Gesù inaugura il suo ministero nella sua città, Nazaret. Non
nasconde la sua identità anzi dichiara apertamente che in lui si è compiuta la
parola appena letta della Scrittura. Il messaggio è chiaro: il profeta che
doveva venire, è venuto, sono io, e sto portando la liberazione ai prigionieri
e la libertà in ogni forma di oppressione. Qual è la reazione della sua gente? Non
è di entusiasmo, ma di diffidenza: «Non è questo il figlio di Giuseppe? Come fa
a essere profeta uno che è come noi?». È tale il rifiuto di Gesù che arrivano a
condurlo fuori città con l’intento di ucciderlo, senza mezzi termini. Ma Gesù
passando in mezzo a loro, continua il suo cammino.
Potremmo restare scandalizzati da questi concittadini di
Gesù così duri di cuore. Ma possiamo anche fermarci a pensare cosa significa
questo rifiuto e se ha qualcosa da dire anche a noi. Vedere l’opera di Dio,
rendersi conto di come lui sta parlando alla nostra vita non è poi così difficile.

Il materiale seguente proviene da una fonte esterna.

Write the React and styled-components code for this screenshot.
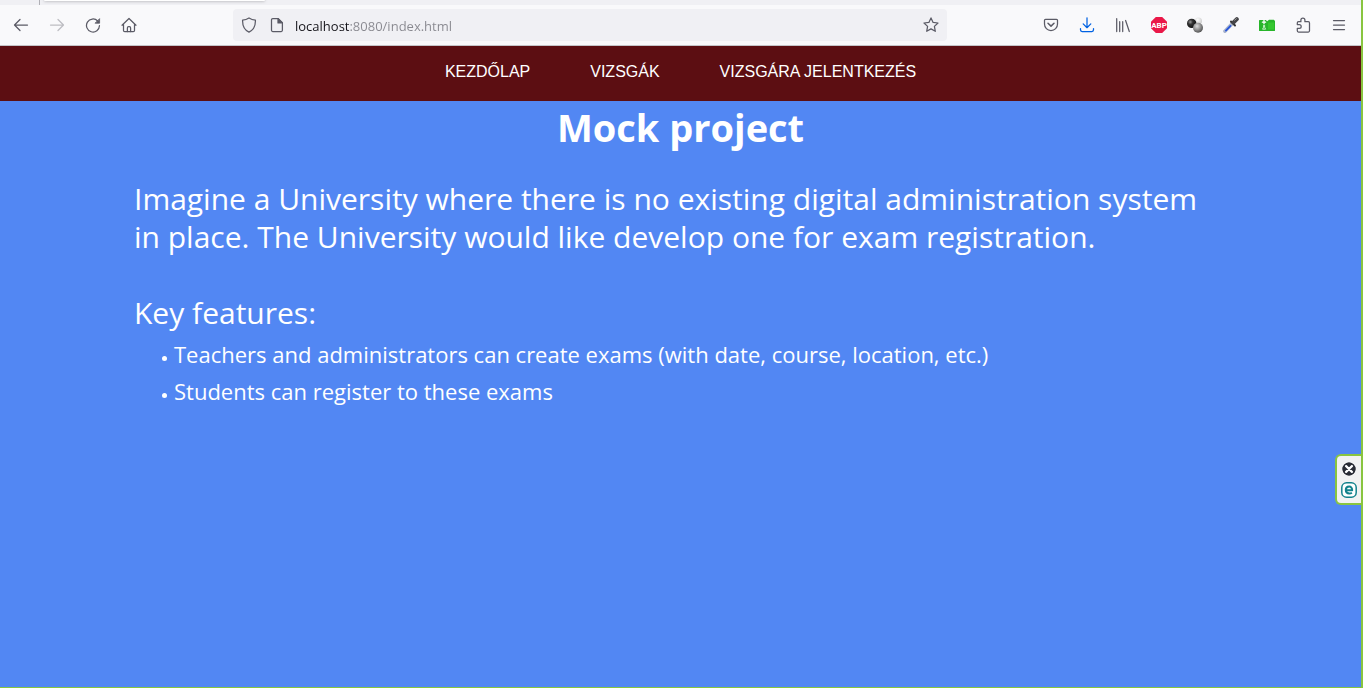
import React from "react";
import styled, { createGlobalStyle } from "styled-components";

const GlobalStyle = createGlobalStyle`
  *, *::before, *::after { box-sizing: border-box; }
  html, body { margin: 0; padding: 0; }
  body { background: #5287f3; }
`;

const uiFont = `"Segoe UI", "Open Sans", "Noto Sans", sans-serif`;

const Window = styled.div`
  position: relative;
  display: flex;
  flex-direction: column;
  min-height: 100vh;
  border-right: 2px solid #89c540;
  border-bottom: 1px solid #89c540;
  background: #5287f3;
  color: #ffffff;
  font-family: ${uiFont};
`;

const TabStrip = styled.div`
  display: flex;
  gap: 4px;
  height: 5px;
  padding-left: 39px;
  overflow: hidden;
  background: #f0f0f4;
`;

const TabSeparator = styled.span`
  width: 1px;
  background: #b0b0b6;
`;

const ActiveTab = styled.div`
  width: 221px;
  height: 1px;
  border-radius: 0 0 4px 4px;
  background: #ffffff;
  box-shadow: 0 0 3px rgba(0, 0, 0, 0.55);
`;

const Toolbar = styled.div`
  display: flex;
  align-items: center;
  height: 41px;
  padding: 0 6px 0 5px;
  background: #f9f9fb;
  border-bottom: 1px solid #c4c4c8;
`;

const ButtonGroup = styled.div`
  display: flex;
  gap: 4px;
`;

const IconButton = styled.button`
  display: flex;
  align-items: center;
  justify-content: center;
  width: ${(p) => (p.$narrow ? 28 : 32)}px;
  height: 32px;
  padding: 0;
  border: 0;
  border-radius: 4px;
  background: none;
  color: ${(p) => p.$color || "#5b5b66"};
`;

const AddressBar = styled.form`
  display: flex;
  flex: 1;
  align-items: center;
  min-width: 0;
  height: 32px;
  margin: 0 88px;
  padding: 0 2px;
  border-radius: 4px;
  background: #f0f0f4;
`;

const AddressInput = styled.input`
  flex: 1;
  min-width: 0;
  height: 32px;
  margin-left: 4px;
  padding: 2px 0 0;
  border: 0;
  outline: 0;
  background: linear-gradient(to right, #15141a 55px, #88888f 55px);
  -webkit-background-clip: text;
  background-clip: text;
  color: transparent;
  font-family: ${uiFont};
  font-size: 13px;
`;

const SiteNav = styled.nav`
  display: flex;
  justify-content: center;
  gap: 60px;
  height: 55px;
  padding-top: 16px;
  background: #5c0e12;
`;

const NavLink = styled.a`
  color: #ffffff;
  font-family: "Liberation Sans", Arial, sans-serif;
  font-size: 16px;
  line-height: 19px;
  text-decoration: none;
`;

const Content = styled.main`
  flex: 1;
  padding: 0 134px;
`;

const Title = styled.h1`
  margin: 0;
  font-size: 38px;
  line-height: 52px;
  text-align: center;
`;

const Intro = styled.p`
  margin: 27px 0 38px;
  padding-right: 8px;
  font-size: 30px;
  line-height: 38px;
`;

const SectionTitle = styled.h2`
  margin: 0;
  font-size: 30px;
  font-weight: 400;
  line-height: 38px;
`;

const FeatureList = styled.ul`
  margin: 4px 0 0;
  padding: 0 0 0 40px;
  list-style: none;
`;

const Feature = styled.li`
  display: flex;
  align-items: center;
  gap: 7px;
  margin-left: -12px;
  font-size: 22px;
  line-height: 37px;

  &::before {
    content: "";
    width: 5px;
    height: 5px;
    margin-top: 8px;
    border-radius: 50%;
    background: #ffffff;
  }
`;

const SidePanel = styled.aside`
  position: absolute;
  top: 454px;
  right: 0;
  display: flex;
  flex-direction: column;
  align-items: center;
  gap: 4px;
  width: 26px;
  padding: 5px 0 4px;
  border: 2px solid #89c540;
  border-right: 0;
  border-radius: 6px 0 0 6px;
  background: #f2f2f2;
`;

const PanelButton = styled.button`
  display: flex;
  width: 16px;
  height: 17px;
  padding: 0;
  border: 0;
  background: none;
`;

function Icon({ children, size = 16 }) {
  return (
    <svg
      width={size}
      height={size}
      viewBox="0 0 16 16"
      fill="none"
      stroke="currentColor"
      strokeWidth="1.25"
      strokeLinecap="round"
      strokeLinejoin="round"
      aria-hidden="true"
    >
      {children}
    </svg>
  );
}

const BackIcon = () => (
  <Icon><path d="M14.5 8H1.7M7 2.5 1.5 8 7 13.5" /></Icon>
);
const ForwardIcon = () => (
  <Icon><path d="M1.5 8h12.8M9 2.5 14.5 8 9 13.5" /></Icon>
);
const ReloadIcon = () => (
  <Icon>
    <path d="M12.7 4A6.5 6.5 0 1 0 14.5 8.6" />
    <path d="M14.6 2v4.2h-4.2z" fill="currentColor" strokeWidth="0.8" />
  </Icon>
);
const HomeIcon = () => (
  <Icon>
    <path d="M1 8.2 8 1.5l7 6.7M2.5 7v6.5c0 .7.5 1.2 1.2 1.2h8.6c.7 0 1.2-.5 1.2-1.2V7" />
    <path d="M6.4 14.5V11c0-.8.5-1.3 1.1-1.3h1c.6 0 1.1.5 1.1 1.3v3.5" />
  </Icon>
);
const ShieldIcon = () => (
  <Icon><path d="M8 .9c2 1.3 4.2 2 6.4 2.2.2 4.8-.8 9.4-6.4 12-5.6-2.6-6.6-7.2-6.4-12C3.8 2.9 6 2.2 8 .9z" /></Icon>
);
const PageIcon = () => (
  <Icon>
    <path d="M3.7 1.6h5.6l4.1 4.1v7.6c0 .7-.5 1.2-1.2 1.2H3.7c-.7 0-1.2-.5-1.2-1.2V2.8c0-.7.5-1.2 1.2-1.2z" />
    <path d="M9 1.6v4.3h4.3z" fill="currentColor" />
  </Icon>
);
const StarIcon = () => (
  <Icon><path d="m8 .9 2.1 4.5 4.9.6-3.6 3.4.9 4.9L8 11.9l-4.300 2.400.9-4.900L1 6l4.900-.6z" /></Icon>
);
const PocketIcon = () => (
  <Icon>
    <path d="M2.500 2.300h11c.6 0 1 .4 1 1V7c0 3.700-2.800 6.500-6.500 6.500S1.500 10.700 1.500 7V3.300c0-.6.4-1 1-1z" />
    <path d="m5 6.200 3 2.900 3-2.900" strokeWidth="1.5" />
  </Icon>
);
const DownloadIcon = () => (
  <Icon><path d="M8 .8v9.700M4.200 6.900 8 10.700l3.800-3.800M1.500 11.600v1.200c0 1 .6 1.700 1.600 1.700h9.800c1 0 1.600-.7 1.600-1.700v-1.200" /></Icon>
);
const LibraryIcon = () => (
  <Icon><path d="M1.700 1.700v12.800M4.700 4.700v9.800M7.700 4.700v9.800M10.600 3.500l3.700 11" /></Icon>
);
const BlockerIcon = () => (
  <Icon>
    <path d="M4.800 0h6.400L16 4.700v6.600L11.200 16H4.800L0 11.300V4.700z" fill="#ea1848" stroke="none" />
    <text x="8" y="10.800" fill="#fff" stroke="none" fontSize="8" fontWeight="700" fontFamily="Roboto, sans-serif" textAnchor="middle">ABP</text>
  </Icon>
);
const SpheresIcon = () => (
  <Icon>
    <defs>
      <radialGradient id="sphereDark" cx=".35" cy=".35" r=".65">
        <stop offset="0" stopColor="#999" /><stop offset=".4" stopColor="#333" /><stop offset="1" stopColor="#111" />
      </radialGradient>
      <radialGradient id="sphereGrey" cx=".4" cy=".35" r=".65">
        <stop offset="0" stopColor="#ddd" /><stop offset="1" stopColor="#555" />
      </radialGradient>
      <radialGradient id="sphereLight" cx=".4" cy=".35" r=".65">
        <stop offset="0" stopColor="#fff" /><stop offset="1" stopColor="#ccc" />
      </radialGradient>
    </defs>
    <g stroke="none">
      <circle cx="11.400" cy="4" r="3.600" fill="url(#sphereLight)" />
      <circle cx="4.700" cy="6.400" r="4.700" fill="url(#sphereDark)" />
      <circle cx="11" cy="10.700" r="5" fill="url(#sphereGrey)" />
    </g>
  </Icon>
);
const EyedropperIcon = () => (
  <Icon>
    <path d="m1.900 14.200 7.200-7.400" stroke="#a9b4cc" strokeWidth="3.400" />
    <path d="m2.900 13.600 4.600-4.800" stroke="#2755dc" strokeWidth="1.700" />
    <path d="m8 4.500 4 4" stroke="#333" strokeWidth="2" />
    <path d="m10.600 5.400 3.200-3.200" stroke="#454548" strokeWidth="4" />
    <path d="m11.600 3.200 1.800-1.500" stroke="#999" strokeWidth="1" />
  </Icon>
);
const GreenFolderIcon = () => (
  <Icon>
    <path d="M.6 3h6.200l1.400 1.200L10 2.700h4.800L16 4v9.400c0 .4-.3.600-.6.600H.6c-.3 0-.6-.3-.6-.6V3.600C0 3.200.3 3 .6 3z" fill="#28b52a" stroke="none" />
    <path d="M9 5.500h6v7H9z" fill="#35c72f" stroke="none" />
    <path d="M5 3.200v3.600M3.400 5.200h3.200" stroke="#fff" strokeWidth="1.300" />
    <path d="M4.500 8.700h1.200M4.600 9v1.200l-1 2h3l-1-2V9" stroke="#d9f5d9" strokeWidth=".9" />
  </Icon>
);
const PuzzleIcon = () => (
  <Icon><path d="M5.900 4.700V3.100a2 2 0 0 1 4 0v1.600h3.400c.7 0 1.200.5 1.200 1.200v7.900c0 .8-.5 1.200-1.200 1.200H3.500c-.7 0-1.200-.4-1.200-1.200v-2.500h2a1.900 1.900 0 0 0 0-3.800h-2V5.900c0-.7.5-1.200 1.200-1.200z" /></Icon>
);
const MenuIcon = () => (
  <Icon><path d="M2.500 3.500h11M2.500 8h11M2.500 12.500h11" /></Icon>
);
const CloseIcon = () => (
  <Icon>
    <circle cx="8" cy="8" r="6.500" fill="#2b2d36" stroke="none" />
    <path d="m5 5 6 6M11 5l-6 6" stroke="#fff" strokeWidth="2.400" />
    <circle cx="8" cy="8" r="5.900" stroke="#2b2d36" />
  </Icon>
);
const EdgeBadgeIcon = () => (
  <Icon>
    <rect x=".8" y=".8" width="14.400" height="14.400" rx="4.800" fill="#fff" stroke="#13828c" strokeWidth="1.500" />
    <path d="M5 8.200h6.200c0-2.100-1.200-3.600-3.100-3.600S4.800 6.100 4.800 8.100s1.400 3.400 3.500 3.400c1.100 0 1.900-.3 2.600-.8" stroke="#13828c" strokeWidth="2" strokeLinecap="butt" />
  </Icon>
);

const navigationTools = [
  { label: "Back", icon: BackIcon },
  { label: "Forward", icon: ForwardIcon, color: "#bdbdc2" },
  { label: "Reload", icon: ReloadIcon },
  { label: "Home", icon: HomeIcon },
];

const browserTools = [
  { label: "Save to Pocket", icon: PocketIcon },
  { label: "Downloads", icon: DownloadIcon, color: "#0062e3" },
  { label: "Library", icon: LibraryIcon },
  { label: "Adblock Plus", icon: BlockerIcon },
  { label: "Color spheres", icon: SpheresIcon },
  { label: "Color picker", icon: EyedropperIcon },
  { label: "Saved folder", icon: GreenFolderIcon },
  { label: "Extensions", icon: PuzzleIcon },
  { label: "Menu", icon: MenuIcon },
];

const links = ["KEZDŐLAP", "VIZSGÁK", "VIZSGÁRA JELENTKEZÉS"];

const features = [
  "Teachers and administrators can create exams (with date, course, location, etc.)",
  "Students can register to these exams",
];

function Tools({ items }) {
  return (
    <ButtonGroup>
      {items.map(({ label, icon: Glyph, color }) => (
        <IconButton key={label} type="button" aria-label={label} $color={color}>
          <Glyph />
        </IconButton>
      ))}
    </ButtonGroup>
  );
}

export default function App() {
  return (
    <>
      <GlobalStyle />
      <Window>
        <TabStrip>
          <TabSeparator />
          <ActiveTab />
        </TabStrip>
        <Toolbar>
          <Tools items={navigationTools} />
          <AddressBar onSubmit={(e) => e.preventDefault()}>
            <IconButton type="button" $narrow aria-label="Tracking protection"><ShieldIcon /></IconButton>
            <IconButton type="button" $narrow aria-label="Site information"><PageIcon /></IconButton>
            <AddressInput aria-label="Address" defaultValue="localhost:8080/index.html" spellCheck={false} />
            <IconButton type="button" $narrow aria-label="Bookmark this page"><StarIcon /></IconButton>
          </AddressBar>
          <Tools items={browserTools} />
        </Toolbar>
        <SiteNav>
          {links.map((text) => (
            <NavLink key={text} href="#">{text}</NavLink>
          ))}
        </SiteNav>
        <Content>
          <Title>Mock project</Title>
          <Intro>
            Imagine a University where there is no existing digital administration system in place. The
            University would like develop one for exam registration.
          </Intro>
          <SectionTitle>Key features:</SectionTitle>
          <FeatureList>
            {features.map((text) => (
              <Feature key={text}>{text}</Feature>
            ))}
          </FeatureList>
        </Content>
        <SidePanel>
          <PanelButton type="button" aria-label="Close panel"><CloseIcon /></PanelButton>
          <PanelButton type="button" aria-label="Open panel"><EdgeBadgeIcon /></PanelButton>
        </SidePanel>
      </Window>
    </>
  );
}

Sentiamo che qualcosa dentro ci interpella, ci stimola a cambiare, a fare
attenzione a qualche aspetto invece che a un altro. Lo Spirito parla a ognuno
singolarmente. Quello che può frenarci dall’aprirci a questa presenza di Dio
accanto a noi è l’abitudine, l’essere affezionati alle nostre convinzioni, ai
modi acquisiti di vivere, di percepirci e di percepire la realtà. Nelle cose “note”
ci stiamo bene, comodi, il problema è che non ci rendiamo più conto che abbiamo
fatto delle nostre convinzioni la verità assoluta. E così restiamo chiusi allo
stupore, poco allenati a cercare le tracce della grazia nelle circostanze che
viviamo.
Come guarire da questi blocchi? Come mantenerci allenati al
mistero? Maria, a cui noi ci affidiamo, come ha fatto a riconoscere la grazia
nascosta nelle cose? Maria ci mostra un segreto: il custodire nel cuore fatti e
parole. Che non vuol dire mettere sotto chiave le cose belle che si intuiscono
di Dio, quanto farle costantemente girare nel cuore in modo da tenere questo muscolo
sempre riscaldato e pronto a riconoscere Dio all’opera. Massimiliano Kolbe
aveva compreso che solo un cuore allenato ad amare poteva custodire il fuoco
dell’amore acceso da Gesù e così progredire sempre. È una grazia da chiedere e
un esercizio da fare ogni giorno: perché come ha detto papa Francesco “se il
nostro cuore si raffredda, quello di Gesù rimane sempre incandescente”. Non ci
resta che pazientare con la nostra fragilità e andare ancora una volta con
umiltà dal Signore, a chiedere occhi per lasciarci stupire e calore per curare
le nostre inevitabili tiepidezze.
Monica Reale
Dal Vangelo secondo Luca
Lc 4,21-30
In quel tempo, Gesù cominciò a dire nella sinagoga: «Oggi si è compiuta questa
Scrittura che voi avete ascoltato».
Tutti gli davano testimonianza ed erano meravigliati delle parole di grazia che
uscivano dalla sua bocca e dicevano: «Non è costui il figlio di Giuseppe?». Ma
egli rispose loro: «Certamente voi mi citerete questo proverbio: “Medico, cura
te stesso. Quanto abbiamo udito che accadde a Cafàrnao, fallo anche qui, nella
tua patria!”». Poi aggiunse: «In verità io vi dico: nessun profeta è bene
accetto nella sua patria. Anzi, in verità io vi dico: c’erano molte vedove in
Israele al tempo di Elìa, quando il cielo fu chiuso per tre anni e sei mesi e
ci fu una grande carestia in tutto il paese; ma a nessuna di esse fu mandato
Elìa, se non a una vedova a Sarèpta di Sidòne. C’erano molti lebbrosi in
Israele al tempo del profeta Eliseo; ma nessuno di loro fu purificato, se non
Naamàn, il Siro».
All’udire queste cose, tutti nella sinagoga si riempirono di sdegno. Si
alzarono e lo cacciarono fuori della città e lo condussero fin sul ciglio del
monte, sul quale era costruita la loro città, per gettarlo giù. Ma egli,
passando in mezzo a loro, si mise in cammino.